Khan vs Goldsmith - Boris' last flop


Tomorrow, Sadiq Khan will comfortably beat Zac Goldsmith in the race to become Mayor of London. Lewisham voters will back the Labour candidate in their droves. So it is written.

In their lacklustre manifestos we can see Boris’ true legacy. During his eight years of grandstanding to no great effect, we forgot that the Mayor matters. Johnson’s pitiful two terms have delivered a nice-but-expensive new bus, a cable car that may one day be a useful connection, the bare bones of a segregated cycle network and little else. His only big idea, the night tube, became snarled up in union disputes and he abandoned his post months ago.

But the Mayor, whose powers are growing, does have the ability to transform the city. From Oyster to the TfL cycle stations, our daily lives were once reshaped. The clusters around Victoria, London Bridge and Kings Cross, the Olympic-scale redevelopment of Stratford and the new life along the route of the East London Line are testament to the Mayor’s power to redraw the map. Even a modest bit of pedestrianisation helped us reimagine the role that Trafalgar Square could play in civic life.

So what about this time? 

There are three big issues that dominate London’s future: The supply of housing, transport capacity and air quality. 

Rising housing costs are making us poorer, capacity constraints are packing us in ever tighter and the stuff we breathe is killing us. But on these questions, there’s little to divide them and still less to inspire.

On housing, both men are opposed to compromising the greenbelt and building out, while Zac’s opposed to building up. Khan plans a new organisation, Housing for London, which would co-ordinate strategy across the capital. This idea has potential, but his target of making 50% of new homes affordable is either fantasy stuff or would kill off a good chunk of the house building pipeline - as could both manifestos’ commitment to offer homes to established Londoners first.

The only real solution to London’s housing shortage is to build more homes but there is no comprehensive plan on offer. Instead, they focus on regulating rents, which is welcome but risks creating all kinds of other distortions in the market without addressing the imbalance of demand and supply.

As Zac’s manifesto makes clear, transport and housing strategies intersect. New links are key to encouraging brownfield development. And yet, he quickly forgets his own analysis. The Thames Gateway, he says, could play home to an additional population the size of Glasgow. But his manifesto omits any mention of the new transport infrastructure required to unlock that potential.

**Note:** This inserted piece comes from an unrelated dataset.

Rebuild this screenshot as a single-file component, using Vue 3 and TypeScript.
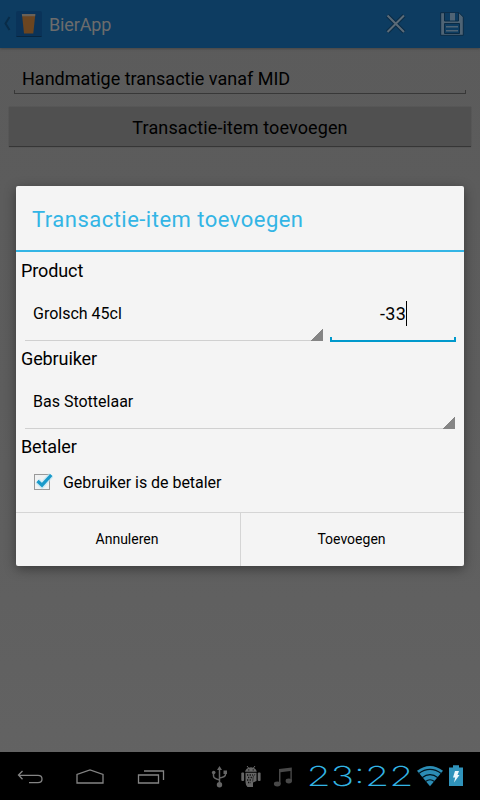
<script setup lang="ts">
import { ref } from 'vue'

const description = ref('Handmatige transactie vanaf MID')
const product = ref('Grolsch 45cl')
const amount = ref('-33')
const user = ref('Bas Stottelaar')
const userPays = ref(true)
</script>

<template>
  <div class="screen">
    <header class="bar">
      <svg class="up" width="8" height="16" viewBox="0 0 8 16"><path d="M6.5 1 L2.5 7.5 L6.5 14" /></svg>
      <svg class="logo" width="26" height="26" viewBox="0 0 26 26">
        <rect width="26" height="26" rx="2" fill="#0a3359" />
        <path d="M0 24.5 Q0 26 2 26 H24 Q26 26 26 24.5 V25 H0Z" fill="#08253e" />
        <path d="M6 3.5 H19.3 L17.3 22.6 H8Z" fill="#6b4520" />
        <path d="M5.8 3 H19.4 L19.1 5.3 H6.1Z" fill="#696158" />
      </svg>
      <h1>BierApp</h1>
      <svg class="close" width="20" height="20" viewBox="0 0 20 20">
        <path class="edge" d="M1.5 1.5 L18 18 M18 1.5 L1.5 18" /><path d="M1.5 1.5 L18 18 M18 1.5 L1.5 18" />
      </svg>
      <svg class="save" width="24" height="24" viewBox="0 0 24 24">
        <path d="M.7 .7 H19 L23.3 5 V23.3 H.7Z" fill="#4f6475" stroke="#0a2b45" />
        <path d="M4.5 1 V9 H18.5 V1" fill="#0d3c61" stroke="#0a2b45" />
        <rect x="10" y="1" width="5" height="7.5" fill="#4f6475" />
        <path d="M4.5 21.5 V11.5 H19.5 V21.5Z" fill="#0d3c61" stroke="#0a2b45" />
        <path d="M6 14.7 H18 M6 18.7 H18" stroke="#4f6475" stroke-width="1.4" />
      </svg>
    </header>

    <main>
      <div class="field"><span>{{ description }}</span></div>
      <button class="add">Transactie-item toevoegen</button>
    </main>

    <div class="overlay">
      <section class="dialog">
        <h2>Transactie-item toevoegen</h2>
        <div class="body">
          <label>Product</label>
          <div class="row">
            <div class="spinner"><span>{{ product }}</span></div>
            <div class="amount"><span>{{ amount }}</span><i class="caret"></i></div>
          </div>
          <label>Gebruiker</label>
          <div class="row user"><div class="spinner"><span>{{ user }}</span></div></div>
          <label>Betaler</label>
          <div class="check" @click="userPays = !userPays">
            <svg width="22" height="22" viewBox="0 0 22 22">
              <rect x="3.5" y="3.5" width="15" height="15" fill="#f0f2f3" stroke="#999" />
              <g v-if="userPays">
                <path class="glow" d="M6.5 10 L11 14.2 L20.3 4" /><path class="tick" d="M6.5 10 L11 14.2 L20.3 4" />
              </g>
            </svg>
            <span>Gebruiker is de betaler</span>
          </div>
        </div>
        <footer>
          <button class="cancel">Annuleren</button>
          <button class="confirm">Toevoegen</button>
        </footer>
      </section>
    </div>

    <nav>
      <svg class="keys" width="180" height="48" viewBox="0 0 180 48">
        <path d="M22.5 19 L18.5 23 L22.5 27.3 M18.5 23.3 H38 Q42 23.3 42 27 Q42 30.7 38 30.7 H29" />
        <path d="M77 31 V22.5 L90 18 L103 22.5 V31Z" />
        <path d="M138.5 23 H158.5 V31 H138.5Z M144 19 H163.5 V28" />
      </svg>
      <svg class="status" width="122" height="48" viewBox="180 0 122 48">
        <g fill="none" stroke="#666" stroke-width="1.5">
          <path d="M219.5 16 V32 M213.5 20 V24 Q213.5 26.5 219.5 28 M225.5 20 V22.5 Q225.5 25 219.5 26" />
        </g>
        <g fill="#666">
          <path d="M219.5 14 L222 18 H217Z" /><circle cx="219.5" cy="32.7" r="2.7" /><circle cx="213.7" cy="20.5" r="1.8" /><rect x="223.5" y="18.5" width="3.5" height="3.5" />
          <path d="M245 19.8 Q246 15.5 251 15.2 Q256 15.5 256.8 19.8Z" />
          <path d="M247 14 L249 16.5 M255 14 L253 16.5" stroke="#666" />
          <rect x="241.3" y="20.5" width="2.8" height="8.5" rx="1" /><rect x="257.8" y="20.5" width="2.8" height="8.5" rx="1" />
          <path d="M245.5 20.8 H256.5 V29 L253 30.5 V35 H247.5 Q245.5 33 245.5 30Z" />
          <path d="M279 17 L291.8 15.5 V29 H290.4 V19 L280.5 20.2 V32 H279Z" fill="#484848" />
          <ellipse cx="277.3" cy="32" rx="3.4" ry="2.4" fill="#484848" /><ellipse cx="288.8" cy="29" rx="3.2" ry="2.4" fill="#484848" />
        </g>
        <path d="M247 23 H253 M248 25.5 H252 M247 28 H252 M248 30.5 H251" stroke="#111" stroke-width="1.3" stroke-dasharray="1.3 1.3" />
        <path d="M255 22 Q252.5 24 252.7 29.5" stroke="#222" stroke-width=".8" fill="none" />
        <circle cx="248.8" cy="17.9" r=".6" fill="#000" /><circle cx="253.2" cy="17.9" r=".6" fill="#000" />
      </svg>
      <svg class="clock" width="112" height="48" viewBox="302 0 112 48">
        <text x="306.5" y="34" textLength="107" lengthAdjust="spacingAndGlyphs">23:22</text>
      </svg>
      <svg class="power" width="66" height="48" viewBox="414 0 66 48">
        <path d="M417 18.8 Q430 9.3 443 18.8 L430 34.3Z" fill="#2c8db5" />
        <g fill="none" stroke="#00141d" stroke-width="1.2">
          <path d="M418.5 21.7 Q430 13.2 441.5 21.7 M422 25.7 Q430 19.7 438 25.7 M425.5 29.5 Q430 26 434.5 29.5" />
        </g>
        <path d="M449 15.5 H453 V13.2 H459 V15.5 H463 V34 H449Z" fill="#3093bb" />
        <path d="M455 19 H459 L457.5 23 H459.5 L454 30.5 L455.2 25.5 H453Z" fill="#eef8fc" />
      </svg>
    </nav>
  </div>
</template>

<style>
body { margin: 0; background: #000; }
</style>

<style scoped>
.screen { position: relative; display: flex; flex-direction: column; width: 480px; height: 800px; overflow: hidden; font-family: Roboto, "Liberation Sans", sans-serif; color: #000; background: linear-gradient(#5b5b5b, #5d5d5d 50%, #636363); }
button { border: 0; background: none; padding: 0; font-family: inherit; color: inherit; }
h1, h2 { margin: 0; font-weight: 400; }
.bar { box-sizing: border-box; display: flex; align-items: center; height: 48px; flex: none; padding-left: 3px; background: #0d3c61; box-shadow: 0 1px 2px #3338; }
.up { fill: none; stroke: #092c48; stroke-width: 2; margin-right: 5px; }
.bar h1 { flex: 1; margin: 0 0 0 7px; font-size: 18px; letter-spacing: -.15px; color: #6c6c6c; }
.close { fill: none; stroke: #5b6b78; stroke-width: 2; margin-right: 34px; }
.close .edge { stroke: #0a2b45; stroke-width: 4; }
.save { margin-right: 16px; }
main { flex: 1; }
.field { box-sizing: border-box; height: 38px; margin: 8px 14px 0; padding: 0 8px; font-size: 18px; line-height: 46px; background: linear-gradient(#383838, #383838) bottom / 100% 1px no-repeat, linear-gradient(#383838, #383838) left bottom / 1px 4px no-repeat, linear-gradient(#383838, #383838) right bottom / 1px 4px no-repeat; }
.add { display: block; width: 462px; height: 40px; margin: 13px 9px 0; padding-top: 2px; font-size: 18px; letter-spacing: .12px; background: #505050; border-bottom: 1px solid #363636; box-shadow: 0 0 1px #444; }
.overlay { position: absolute; inset: 0 0 48px; display: flex; align-items: center; justify-content: center; }
.dialog { display: flex; flex-direction: column; width: 448px; height: 380px; border-radius: 2px; background: #f4f4f4; box-shadow: 0 3px 12px #0006; }
.dialog h2 { box-sizing: border-box; height: 66px; padding: 2px 16px 0; border-bottom: 2px solid #33b5e5; color: #33b5e5; font-size: 22px; line-height: 64px; letter-spacing: .48px; }
.body { flex: 1; padding: 1px 5px 0; }
.body label { display: block; height: 36px; font-size: 18px; line-height: 36px; letter-spacing: -.1px; }
.row { display: flex; height: 52px; padding: 0 3px 0 4px; gap: 7px; }
.row.user { padding-right: 4px; }
.spinner { box-sizing: border-box; flex: 1; padding-left: 8px; font-size: 16px; line-height: 50px; background: linear-gradient(135deg, transparent 50%, #858585 50%) right bottom / 12px 12px no-repeat, linear-gradient(#d0d0d0, #d0d0d0) bottom / 100% 1px no-repeat; }
.amount { box-sizing: border-box; display: flex; align-items: center; width: 126px; height: 53px; padding: 0 0 4px 50px; font-size: 18px; letter-spacing: .3px; background: linear-gradient(#0099cc, #0099cc) bottom / 100% 2px no-repeat, linear-gradient(#0099cc, #0099cc) left bottom / 2px 5px no-repeat, linear-gradient(#0099cc, #0099cc) right bottom / 2px 5px no-repeat; }
.caret { width: 1px; height: 25px; background: #000; }
.check { display: flex; align-items: center; height: 34px; padding-left: 10px; font-size: 16px; }
.check span { margin-left: 10px; letter-spacing: -.03px; }
.tick, .glow { fill: none; stroke: #1a9aca; stroke-width: 3.2; }
.glow { stroke: #b8e4f5; stroke-width: 6; opacity: .6; }
footer { display: flex; height: 53px; border-top: 1px solid #d5d5d5; }
footer button { width: 224px; padding: 0 2px 2px 0; font-size: 14px; }
.confirm { box-sizing: border-box; border-left: 1px solid #d5d5d5; }
nav { display: flex; height: 48px; flex: none; background: #000; }
.keys { fill: none; stroke: #848484; stroke-width: 1.3; }
.clock text { font-family: Inter, sans-serif; font-size: 27.5px; font-weight: 200; fill: #33b5e5; }
</style>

Neither candidate has any new ideas about transport and in terms of new capacity, their plans barely differ. Zac supports the Silvertown Tunnel. Sadiq mentions the Rotherhithe pedestrian bridge. They both back Crossrail 2 and the Bakerloo extension, promise modest expansion of electric vehicle infrastructure and oppose Heathrow. Both pander to the black taxi lobby with wholly unnecessary regulation of Uber and minicab rivals. Their manifestos amount to little more than a rubber stamp for TfL’s existing commitments. The only real difference is that Khan expects TfL to do it all without raising fares and has never been able to explain how he’ll plug the yawning financial gap, especially since he demands “efficiency savings” while simultaneously suggesting that mothballed ticket offices could be reopened to placate the unions.

You might expect air quality to be an overriding concern for environmentalist Zac, but his plans are pretty timid. Retro-fitting diesel buses would be welcome, but it's an idea reliant on central government support. The loan scheme to taxi drivers to convert to LPG is a neat idea, as is the promise to review the Lorry Control Scheme to limit peak time deliveries – but there’s little promised action on pollution from private vehicles. Sadiq, by contrast, promises a consultation on accelerating and expanding the Low Emissions Zone roll-out.

If neither candidate grapples properly with these fundamental issues, nor do they offer much of a sense of fun. Where are the ideas to make London a more thrilling or charming place to live? Zac talks airily of pocket parks and wetlands, Sadiq promises to deliver on the long-mooted pedestrianisation of Oxford Street and revive the plans to remodel Parliament Square. And that’s your lot.

With little to choose between them and few ideas to debate, it’s no surprise the campaign has descended into identity politics, with Zac blowing an Islamicist dog whistle and Sadiq chucking chum to social justice warriors.

How then to choose between them? I think it must come down to their leadership qualities. Sadiq seems like a pragmatist, who’ll backtrack on his dangerous commitment to freeze fares and get stuck into the detail of the job. Zac appears alarmingly aloof and erratic, with little love for our city.

The likely winner is the right choice in a poor contest. Thanks Boris.